Mais je les trouvais encore disgracieuses.
Ce n’est que
plusieurs années plus tard qu’eut lieu leur « réhabilitation » –
grâce à deux femmes qui m’accordèrent quelques privautés à à peine plus d’un an
d’intervalle.
V. (que j’ai trop
brièvement évoqué ailleurs) portait elle-même sur son visage aux traits si purs
un gros grain de beauté auquel il était impossible de ne pas trouver un charme (s’il
avait été une mouche, on l’eût
appelée au XVIIIe siècle l’enjouée : juste sur la fossette au
coin de son sourire) et quelques-unes (cinq ou six) sur le reste de son corps.
Or, V. devait justement me dire un jour que mes propres grains de beauté, s’ils
ne l’avaient pas « séduite » à proprement parler, n’en jouaient pas
moins un rôle déterminant dans notre intimité : c’est qu’ils créaient,
selon ses propres mots, « un
sentiment de gémellité qui [la mettait] en
confiance ».
L. – ce fut
plus troublant encore.

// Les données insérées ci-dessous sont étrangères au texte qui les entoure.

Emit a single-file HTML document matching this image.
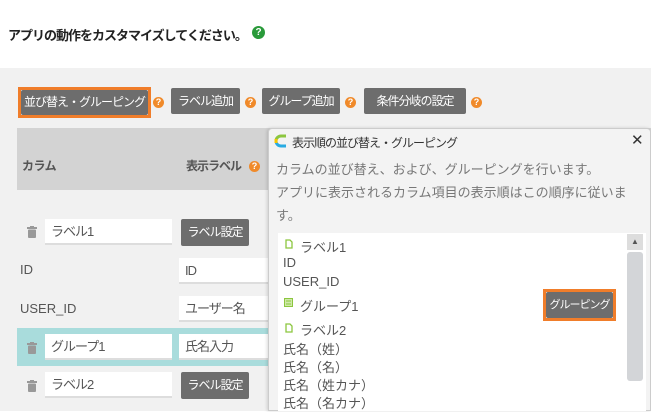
<!DOCTYPE html>
<html><head><meta charset="utf-8"><style>
*{margin:0;padding:0;box-sizing:border-box}
body{width:651px;height:411px;overflow:hidden;background:#fff;font-family:"Liberation Sans","Noto Sans CJK JP",sans-serif;position:relative;color:#555}
.a{position:absolute;white-space:nowrap}
.btn{position:absolute;background:#6d6d6d;color:#fff;font-size:12px;letter-spacing:-1px;border-radius:2px;text-align:center;line-height:26px;height:26px;white-space:nowrap;overflow:hidden}
.ob{position:absolute;border:3px solid #f07d2a}
.q{position:absolute;width:11px;height:11px;border-radius:50%;background:#f08a2a;color:#fff;font-size:9px;font-weight:bold;text-align:center;line-height:11px}
.inp{position:absolute;background:#fff;border-bottom:2px solid #ddd;font-size:13px;letter-spacing:-1px;color:#555;padding-left:6px;line-height:25px;height:26px;white-space:nowrap}
.tr{position:absolute;width:10px;height:12px}
.li{position:absolute;left:283px;font-size:13px;color:#555;white-space:nowrap}
</style></head><body>
<div class="a" style="left:8px;top:25px;font-size:13px;color:#222;letter-spacing:-1px;font-weight:bold">アプリの動作をカスタマイズしてください。</div>
<div class="a" style="left:252px;top:26px;width:13px;height:13px;border-radius:50%;background:#2a9a3a;color:#fff;font-size:10px;font-weight:bold;text-align:center;line-height:13px">?</div>
<div class="a" style="left:0;top:68px;width:651px;height:343px;background:#f1f1f1"></div>
<div class="ob" style="left:18px;top:87px;width:133px;height:31px"></div>
<div class="btn" style="left:21px;top:90px;width:127px;height:25px;line-height:25px">並び替え・グルーピング</div>
<div class="q" style="left:153px;top:97px">?</div>
<div class="btn" style="left:171px;top:88px;width:69px">ラベル追加</div>
<div class="q" style="left:245px;top:97px">?</div>
<div class="btn" style="left:262px;top:88px;width:78px">グループ追加</div>
<div class="q" style="left:345px;top:97px">?</div>
<div class="btn" style="left:364px;top:88px;width:102px">条件分岐の設定</div>
<div class="q" style="left:471px;top:97px">?</div>
<div class="a" style="left:17px;top:128px;width:634px;height:62px;background:#d3d3d3"></div>
<div class="a" style="left:22px;top:157px;font-size:12px;font-weight:bold;color:#555;letter-spacing:-0.5px">カラム</div>
<div class="a" style="left:186px;top:157px;font-size:12px;font-weight:bold;color:#555;letter-spacing:-1px">表示ラベル</div>
<div class="q" style="left:249px;top:161px">?</div>
<svg class="tr" style="left:27px;top:226px" viewBox="0 0 10 12"><rect x="0" y="1" width="10" height="2" fill="#999"/><rect x="3" y="0" width="4" height="2" fill="#999"/><rect x="1" y="3.5" width="8" height="8.5" rx="1" fill="#999"/></svg>
<div class="inp" style="left:45px;top:219px;width:127px">ラベル1</div>
<div class="btn" style="left:181px;top:219px;width:68px;height:27px;line-height:27px">ラベル設定</div>
<div class="a" style="left:20px;top:262px;font-size:13px">ID</div>
<div class="inp" style="left:179px;top:258px;width:89px">ID</div>
<div class="a" style="left:20px;top:301px;font-size:13px">USER_ID</div>
<div class="inp" style="left:179px;top:296px;width:89px">ユーザー名</div>
<div class="a" style="left:17px;top:328px;width:251px;height:38px;background:#a9dcdc"></div>
<svg class="tr" style="left:27px;top:342px" viewBox="0 0 10 12"><rect x="0" y="1" width="10" height="2" fill="#999"/><rect x="3" y="0" width="4" height="2" fill="#999"/><rect x="1" y="3.5" width="8" height="8.5" rx="1" fill="#999"/></svg>
<div class="inp" style="left:45px;top:334px;width:127px">グループ1</div>
<div class="inp" style="left:179px;top:334px;width:89px">氏名入力</div>
<svg class="tr" style="left:27px;top:380px" viewBox="0 0 10 12"><rect x="0" y="1" width="10" height="2" fill="#999"/><rect x="3" y="0" width="4" height="2" fill="#999"/><rect x="1" y="3.5" width="8" height="8.5" rx="1" fill="#999"/></svg>
<div class="inp" style="left:45px;top:372px;width:127px">ラベル2</div>
<div class="btn" style="left:181px;top:372px;width:68px;height:27px;line-height:27px">ラベル設定</div>

<div class="a" style="left:268px;top:128px;width:383px;height:283px;background:#f3f3f3;border:1px solid #ccc;border-radius:4px 4px 0 0;box-shadow:-1px 0 3px rgba(0,0,0,.15)"></div>
<svg class="a" style="left:274px;top:134px" width="14" height="14" viewBox="0 0 14 14"><path d="M2 7 A5 5 0 0 1 7 2 H12" stroke="#8cc63f" stroke-width="3" fill="none"/><path d="M2 7 A5 5 0 0 0 7 12 H12" stroke="#29abe2" stroke-width="3" fill="none"/><path d="M2 5 V9" stroke="#f7c600" stroke-width="3"/></svg>
<div class="a" style="left:292px;top:134px;font-size:12px;color:#333;letter-spacing:-1px">表示順の並び替え・グルーピング</div>
<div class="a" style="left:631px;top:131px;font-size:15px;color:#333">✕</div>
<div class="a" style="left:276px;top:159px;font-size:13px;color:#777">カラムの並び替え、および、グルーピングを行います。</div>
<div class="a" style="left:276px;top:182px;font-size:13px;color:#777">アプリに表示されるカラム項目の表示順はこの順序に従いま</div>
<div class="a" style="left:276px;top:205px;font-size:13px;color:#777">す。</div>
<div class="a" style="left:278px;top:233px;width:368px;height:178px;background:#fff"></div>
<div class="a" style="left:627px;top:234px;width:16px;height:16px;background:#ddd;color:#555;font-size:8px;text-align:center;line-height:16px">▲</div>
<div class="a" style="left:627px;top:252px;width:16px;height:129px;background:#d3d5d8;border-radius:3px"></div>
<svg class="a" style="left:285px;top:239px" width="8" height="10"><path d="M1 1H5L7 3V9H1Z" fill="none" stroke="#8cc63f" stroke-width="1.3"/></svg>
<div class="li" style="left:300px;top:237px">ラベル1</div>
<div class="li" style="top:255px">ID</div>
<div class="li" style="top:274px">USER_ID</div>
<svg class="a" style="left:284px;top:298px" width="9" height="9"><rect x=".5" y=".5" width="8" height="8" fill="#cfe9a9" stroke="#8cc63f"/><path d="M2 3H7M2 6H7" stroke="#8cc63f"/></svg>
<div class="li" style="left:300px;top:296px">グループ1</div>
<div class="ob" style="left:543px;top:289px;width:73px;height:32px"></div>
<div class="btn" style="left:546px;top:292px;width:67px;height:26px;font-size:11px">グルーピング</div>
<svg class="a" style="left:285px;top:323px" width="8" height="10"><path d="M1 1H5L7 3V9H1Z" fill="none" stroke="#8cc63f" stroke-width="1.3"/></svg>
<div class="li" style="left:300px;top:320px">ラベル2</div>
<div class="li" style="top:339px">氏名（姓）</div>
<div class="li" style="top:357px">氏名（名）</div>
<div class="li" style="top:375px">氏名（姓カナ）</div>
<div class="li" style="top:393px">氏名（名カナ）</div>
</body></html>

L. était une très jeune femme d’origine asiatique vivant
aux Etats-Unis ; son cousin C. m’avait désigné comme son cicérone pour le
court séjour estival qu’elle devait faire à Paris – non sans m’avoir prévenu
qu’elle était le contraire d’une fille facile. Or, après deux jours seulement
de Louvre, de Beaubourg et de Musée de Cluny, c’est L. elle-même qui prit
l’initiative d’ébats improvisés dans mon studio. C. n’avait pourtant pas
menti : sans être encore pucelle, L. était rien moins qu’experte dans le
déduit – et elle se montra dans l’après
d’une grande timidité. Or, comme pour expliquer une audace que l’on sentait
inhabituelle, elle me dit : « J’avais
remarqué que tu avais beaucoup de grains de beauté sur les bras, j’étais
curieuse de te voir nu pour savoir si tu en avais sur tout le corps. »
Ce qui m’amena
à la pensée que ce genre de détails anatomiques mineurs n’ont intrinsèquement
aucune force attractive ni rédhibitoire, mais qu’ils peuvent en revanche être
ces fétiches ou ces points de cristallisation du désir dans l’œil d’autrui – en
fonction de ce qu’est autrui, de ses goûts et dégoûts qui dessinent l’image deson énigme corporelle.